Engineers often move between three composition definitions:

• Mole fraction for thermodynamics and reaction calculations.
• Mass fraction for formulation and materials accounting.
• Volume fraction for blending operations and practical dispensing.

They are not interchangeable without conversion. Mole fraction is especially important for partial pressure relations and ideal-solution approximations. If a process model asks for x_i, entering mass percent can create large prediction errors.

Common mistakes and how to avoid them

• Using wrong molar mass: verify molecular formula and hydration state.
• Assuming equal volumes mean equal composition: almost never true in mole terms.
• Ignoring temperature: density tables are temperature-dependent.
• Mixing unit systems: always standardize before multiplying.
• Rounding too early: keep extra digits until final reporting.

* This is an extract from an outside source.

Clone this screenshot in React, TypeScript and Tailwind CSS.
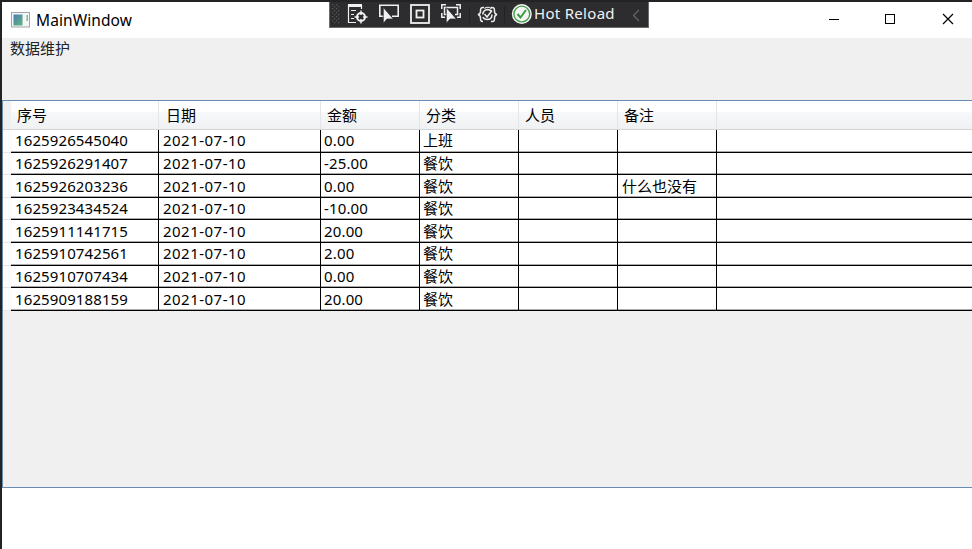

Where to obtain reliable data

For defensible calculations, use vetted property databases and official sources. The following references are widely used:

• NIST Chemistry WebBook (.gov) for thermophysical properties and reference data.
• PubChem by NIH (.gov) for molecular properties including molar mass and reported densities.
• USGS Water Density Resource (.gov) for temperature-dependent water density context.

Practical workflow you can standardize in your lab or plant

1. Create a property sheet with approved density and molar-mass values for each chemical.
2. Define a standard temperature reference for preparation (for example, 20 degrees C).
3. Measure or set target component volumes.
4. Convert each to mass using density.
5. Convert each mass to moles.
6. Calculate mole fractions and verify the sum is 1.000.
7. Store both raw data and converted composition for traceability.

Key takeaway: calculating molar fraction from density and volume is a two-conversion problem. Once you convert volume to mass and mass to moles consistently, mole fraction is straightforward, auditable, and reliable for both classroom and industrial use.